I involuntarily get nervous whenever the phone rings now, filled with the dread that bad news is again on the other end.

Now, that which I do have (which, I freely admit, is a lot) I fear will be taken from me also.

That’s where this passage hits me. Straight in the gut, filled with a little bit of grief and a whole lot of self pity.

“If anyone would come after me, let him deny himself, take up his cross, and follow me.”

Oh Lord, have I not done this? Have I not eventually bowed my head in submission at every new turn, and picked up the cross? It is so heavy, so hard.

But it is true. “To whom shall [I] go, Lord? You have the words of eternal life.” (John 6:68)

I cannot stop now. I cannot start to follow you, and not realize the implications from what comes next in this passage. “Whoever loses his life for my sake and the gospel’s will save it.”

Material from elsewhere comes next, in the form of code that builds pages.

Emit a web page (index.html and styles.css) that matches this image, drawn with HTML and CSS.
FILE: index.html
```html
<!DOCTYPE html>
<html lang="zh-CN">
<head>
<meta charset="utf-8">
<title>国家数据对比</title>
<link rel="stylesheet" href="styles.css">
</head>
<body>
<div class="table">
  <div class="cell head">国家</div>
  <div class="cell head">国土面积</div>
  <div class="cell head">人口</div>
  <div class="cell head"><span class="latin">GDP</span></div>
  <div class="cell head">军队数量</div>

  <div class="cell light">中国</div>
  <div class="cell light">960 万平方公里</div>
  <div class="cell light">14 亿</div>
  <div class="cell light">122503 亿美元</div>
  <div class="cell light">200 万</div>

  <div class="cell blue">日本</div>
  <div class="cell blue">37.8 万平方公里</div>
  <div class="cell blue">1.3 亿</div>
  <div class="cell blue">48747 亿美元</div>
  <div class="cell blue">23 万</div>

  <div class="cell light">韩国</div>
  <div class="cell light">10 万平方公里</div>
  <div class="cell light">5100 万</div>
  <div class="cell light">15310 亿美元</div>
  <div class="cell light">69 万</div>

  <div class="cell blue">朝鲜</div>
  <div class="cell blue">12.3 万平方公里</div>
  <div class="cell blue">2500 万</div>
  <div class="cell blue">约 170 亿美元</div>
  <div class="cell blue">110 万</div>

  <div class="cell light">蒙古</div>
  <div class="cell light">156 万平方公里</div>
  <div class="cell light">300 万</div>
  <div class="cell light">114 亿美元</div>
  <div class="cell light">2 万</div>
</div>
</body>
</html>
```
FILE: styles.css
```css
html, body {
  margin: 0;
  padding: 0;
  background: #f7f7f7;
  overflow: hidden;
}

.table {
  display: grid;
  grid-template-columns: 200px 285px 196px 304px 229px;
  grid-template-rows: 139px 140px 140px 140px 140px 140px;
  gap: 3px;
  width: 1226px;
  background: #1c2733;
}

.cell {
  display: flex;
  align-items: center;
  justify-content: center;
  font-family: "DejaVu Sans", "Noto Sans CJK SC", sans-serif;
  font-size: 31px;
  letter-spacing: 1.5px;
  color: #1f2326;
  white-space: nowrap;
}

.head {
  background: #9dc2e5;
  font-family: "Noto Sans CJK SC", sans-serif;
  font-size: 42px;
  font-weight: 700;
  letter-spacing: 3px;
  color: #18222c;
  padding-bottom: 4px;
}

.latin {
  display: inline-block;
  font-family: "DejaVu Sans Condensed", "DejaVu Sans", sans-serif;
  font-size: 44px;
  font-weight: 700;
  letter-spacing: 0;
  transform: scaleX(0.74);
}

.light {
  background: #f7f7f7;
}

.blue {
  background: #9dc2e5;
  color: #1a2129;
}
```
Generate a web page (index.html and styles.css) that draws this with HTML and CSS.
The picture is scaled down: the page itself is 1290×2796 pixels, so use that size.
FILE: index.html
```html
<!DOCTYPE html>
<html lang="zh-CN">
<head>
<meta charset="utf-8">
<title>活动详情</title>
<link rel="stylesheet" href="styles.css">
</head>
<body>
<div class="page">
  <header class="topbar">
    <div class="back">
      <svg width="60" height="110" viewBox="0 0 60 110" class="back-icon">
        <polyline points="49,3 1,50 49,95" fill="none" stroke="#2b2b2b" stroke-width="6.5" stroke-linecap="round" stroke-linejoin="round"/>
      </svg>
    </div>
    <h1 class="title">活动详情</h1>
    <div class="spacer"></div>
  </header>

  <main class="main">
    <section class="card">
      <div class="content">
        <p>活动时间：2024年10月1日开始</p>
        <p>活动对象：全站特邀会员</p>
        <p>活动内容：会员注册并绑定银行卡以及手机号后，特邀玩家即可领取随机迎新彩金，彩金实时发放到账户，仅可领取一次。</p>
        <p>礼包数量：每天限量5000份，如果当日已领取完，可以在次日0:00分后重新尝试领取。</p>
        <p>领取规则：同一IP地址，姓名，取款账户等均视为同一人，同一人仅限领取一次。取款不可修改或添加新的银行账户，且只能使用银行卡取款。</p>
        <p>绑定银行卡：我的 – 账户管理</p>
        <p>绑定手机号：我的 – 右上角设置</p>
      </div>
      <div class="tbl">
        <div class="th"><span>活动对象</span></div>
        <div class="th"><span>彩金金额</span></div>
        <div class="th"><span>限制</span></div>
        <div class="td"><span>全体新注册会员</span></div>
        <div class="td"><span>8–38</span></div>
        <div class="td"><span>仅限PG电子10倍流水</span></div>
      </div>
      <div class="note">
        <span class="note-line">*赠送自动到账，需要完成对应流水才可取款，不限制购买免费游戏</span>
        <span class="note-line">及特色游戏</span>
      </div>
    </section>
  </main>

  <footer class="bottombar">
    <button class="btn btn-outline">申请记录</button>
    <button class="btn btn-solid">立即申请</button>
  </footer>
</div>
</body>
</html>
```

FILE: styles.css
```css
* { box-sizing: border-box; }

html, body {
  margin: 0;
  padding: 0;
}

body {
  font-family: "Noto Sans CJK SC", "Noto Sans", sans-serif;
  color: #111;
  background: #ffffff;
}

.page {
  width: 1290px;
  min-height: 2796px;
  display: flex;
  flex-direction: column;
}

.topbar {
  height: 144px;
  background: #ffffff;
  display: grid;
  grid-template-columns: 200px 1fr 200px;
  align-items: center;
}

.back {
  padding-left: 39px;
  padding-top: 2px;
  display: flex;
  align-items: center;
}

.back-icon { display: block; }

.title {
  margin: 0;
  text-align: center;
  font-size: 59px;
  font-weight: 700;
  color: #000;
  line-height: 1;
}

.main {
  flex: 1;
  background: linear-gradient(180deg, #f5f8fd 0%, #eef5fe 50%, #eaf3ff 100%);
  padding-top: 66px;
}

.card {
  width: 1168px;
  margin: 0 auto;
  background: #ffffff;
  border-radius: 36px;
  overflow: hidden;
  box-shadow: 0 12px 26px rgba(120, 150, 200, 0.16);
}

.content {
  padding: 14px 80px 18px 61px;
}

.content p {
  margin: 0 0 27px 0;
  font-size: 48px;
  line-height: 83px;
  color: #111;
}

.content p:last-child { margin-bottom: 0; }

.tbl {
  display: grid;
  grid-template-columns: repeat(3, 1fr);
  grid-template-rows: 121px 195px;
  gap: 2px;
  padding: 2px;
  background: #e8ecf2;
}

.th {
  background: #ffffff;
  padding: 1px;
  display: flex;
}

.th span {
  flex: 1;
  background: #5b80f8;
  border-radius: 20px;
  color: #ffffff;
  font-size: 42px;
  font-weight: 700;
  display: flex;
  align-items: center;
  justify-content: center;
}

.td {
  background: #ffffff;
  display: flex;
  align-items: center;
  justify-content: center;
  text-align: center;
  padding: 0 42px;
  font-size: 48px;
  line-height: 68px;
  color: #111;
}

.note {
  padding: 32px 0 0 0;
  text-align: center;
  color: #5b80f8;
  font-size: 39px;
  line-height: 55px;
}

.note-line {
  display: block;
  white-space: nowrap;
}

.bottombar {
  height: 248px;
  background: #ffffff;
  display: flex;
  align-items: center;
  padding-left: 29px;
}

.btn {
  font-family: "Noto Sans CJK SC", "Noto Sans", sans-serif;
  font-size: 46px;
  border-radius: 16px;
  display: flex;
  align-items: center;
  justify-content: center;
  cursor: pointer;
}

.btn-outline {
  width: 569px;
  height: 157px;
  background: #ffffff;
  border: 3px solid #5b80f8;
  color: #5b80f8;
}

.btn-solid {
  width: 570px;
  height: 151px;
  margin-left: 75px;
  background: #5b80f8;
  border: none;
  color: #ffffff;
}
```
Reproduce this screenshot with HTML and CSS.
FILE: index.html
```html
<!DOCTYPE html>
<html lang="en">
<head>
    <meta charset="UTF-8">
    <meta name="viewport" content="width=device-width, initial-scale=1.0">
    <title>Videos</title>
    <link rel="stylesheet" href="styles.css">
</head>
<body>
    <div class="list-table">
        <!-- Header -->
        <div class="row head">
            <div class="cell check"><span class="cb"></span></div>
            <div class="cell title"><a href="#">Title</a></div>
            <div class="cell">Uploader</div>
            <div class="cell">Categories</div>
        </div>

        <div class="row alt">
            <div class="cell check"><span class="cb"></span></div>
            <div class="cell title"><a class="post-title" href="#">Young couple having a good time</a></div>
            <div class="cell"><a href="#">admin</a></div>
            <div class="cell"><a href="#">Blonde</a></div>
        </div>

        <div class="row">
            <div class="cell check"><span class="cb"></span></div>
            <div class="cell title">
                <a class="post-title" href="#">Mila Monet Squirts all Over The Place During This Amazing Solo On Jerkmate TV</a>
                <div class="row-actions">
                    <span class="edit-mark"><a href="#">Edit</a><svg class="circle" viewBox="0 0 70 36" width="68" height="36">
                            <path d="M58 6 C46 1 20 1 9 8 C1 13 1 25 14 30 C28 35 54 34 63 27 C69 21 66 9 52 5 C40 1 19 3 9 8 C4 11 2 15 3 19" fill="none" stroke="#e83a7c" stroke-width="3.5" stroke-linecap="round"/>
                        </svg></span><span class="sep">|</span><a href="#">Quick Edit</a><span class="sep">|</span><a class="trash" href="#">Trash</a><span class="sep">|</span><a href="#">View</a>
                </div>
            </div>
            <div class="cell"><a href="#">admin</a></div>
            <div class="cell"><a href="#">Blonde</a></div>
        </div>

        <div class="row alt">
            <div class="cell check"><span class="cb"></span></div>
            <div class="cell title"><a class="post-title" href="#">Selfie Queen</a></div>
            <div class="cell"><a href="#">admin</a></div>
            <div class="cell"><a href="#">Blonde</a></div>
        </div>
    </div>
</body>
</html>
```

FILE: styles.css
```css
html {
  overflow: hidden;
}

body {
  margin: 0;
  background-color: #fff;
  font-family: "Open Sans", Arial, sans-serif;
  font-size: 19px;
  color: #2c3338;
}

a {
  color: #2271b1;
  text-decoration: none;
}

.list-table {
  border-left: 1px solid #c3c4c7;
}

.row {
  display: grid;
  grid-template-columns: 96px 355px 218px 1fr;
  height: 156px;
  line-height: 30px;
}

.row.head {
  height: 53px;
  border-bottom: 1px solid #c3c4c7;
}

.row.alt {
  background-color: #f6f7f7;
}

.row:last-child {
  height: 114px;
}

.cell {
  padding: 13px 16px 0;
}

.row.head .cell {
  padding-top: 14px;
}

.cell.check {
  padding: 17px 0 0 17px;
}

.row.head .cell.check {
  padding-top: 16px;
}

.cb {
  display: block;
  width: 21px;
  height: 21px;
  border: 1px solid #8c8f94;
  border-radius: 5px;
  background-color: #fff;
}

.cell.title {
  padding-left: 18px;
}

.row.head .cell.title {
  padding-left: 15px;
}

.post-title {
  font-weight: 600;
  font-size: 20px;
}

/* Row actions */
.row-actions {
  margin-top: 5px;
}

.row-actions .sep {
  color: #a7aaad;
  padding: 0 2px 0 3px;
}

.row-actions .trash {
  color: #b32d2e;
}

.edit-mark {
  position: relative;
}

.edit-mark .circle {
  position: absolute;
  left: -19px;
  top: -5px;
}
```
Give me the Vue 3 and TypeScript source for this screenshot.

I am loosing it. In so many ways, I have lost it. None of my plans have come to be realized the way I wanted them. I have lost my life, at least the version of it that I had dreamed of. As I cry over this, you tell me, “‘What does it profit a man to gain the whole world, and lose his soul?’ What does it profit you to gain the things that you want, and lose the sanctified, holy, healed soul that I have planned for you?”

Oh, Father, this is a hard teaching. How do I bear it? How do I live life with this new future?  How do I continue to submit, on days when it feels like you hate me more than you love me?

“For what can a man give in return for his soul?”

Nothing. Of course, nothing. Thus, if I want to save my soul, I must lose my life.

May my self pity die, and my joyful submission grow in it’s place. “Give me peace and rest.”

“Somehow, my ruined plans fit into His larger plans.” – Elisabeth Elliot

Somehow. I don’t see it now. But somewhere, in the midst of the grief over dead dreams, are the tiny buds of new ones. Bigger ones, better ones. Beautiful ones.

Sometimes I’m bitter. Sometimes I’m jealous. Sometimes I’m confused. Most of the time I’m sad. But, all the time, I am comforted.